At the workspace level, each team's data lead is a workspace admin. Workspace admins control who can view, edit, or share items, and they handle day-to-day access requests. This delegation model keeps Alex focused on platform-level decisions instead of individual workspace issues.
Note
Microsoft Entra ID lists the Fabric admin role as Power BI Administrator. When you assign this role, look for that name.
Use the admin portal and supporting tools
Alex's primary tool is the Fabric admin portal, a web-based interface where she configures tenant settings, manages capacities, creates domains, and monitors platform activity.
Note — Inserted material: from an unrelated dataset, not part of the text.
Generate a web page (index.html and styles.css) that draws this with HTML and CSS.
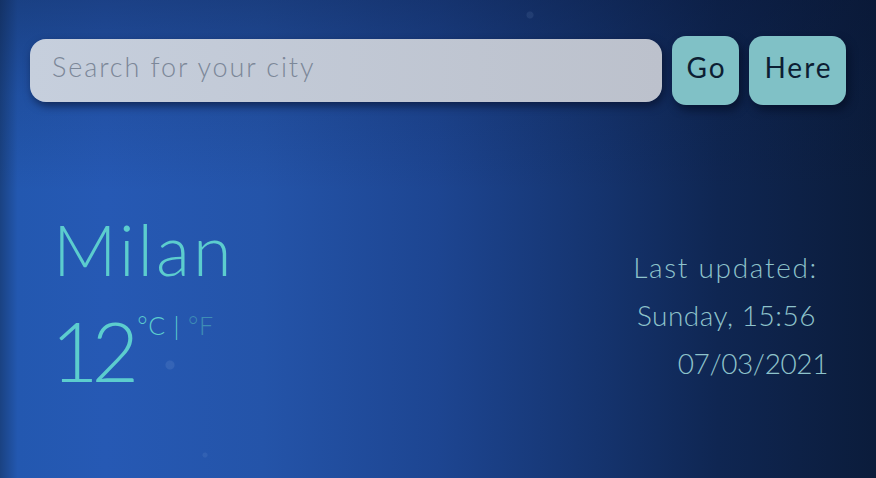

The admin portal organizes its capabilities into several sections:
- Tenant settings: Platform-wide feature controls that determine what users can and can't do across Contoso's Fabric environment
- Capacity settings: Tools to view, create, and manage capacities, and to assign workspaces to them
- Domains: Tools to create domains, assign domain admins, and organize workspaces by business function
- Users: Tools to assign Fabric admin, capacity admin, and domain admin roles
- Audit logs: Records of user activity across the tenant, used for compliance and security investigations
- Monitoring: Usage and performance data that helps Alex track capacity consumption and identify trends
The admin portal is Alex's daily workspace, but it's not the only tool she uses. She also relies on the Microsoft 365 admin center to manage Fabric licenses and Microsoft Entra ID to control user identity and access. For automation and scripting, she uses PowerShell cmdlets or REST APIs.
With a clear picture of the admin hierarchy, the delegation model, and the tools at her disposal, Alex is ready to start configuring the platform.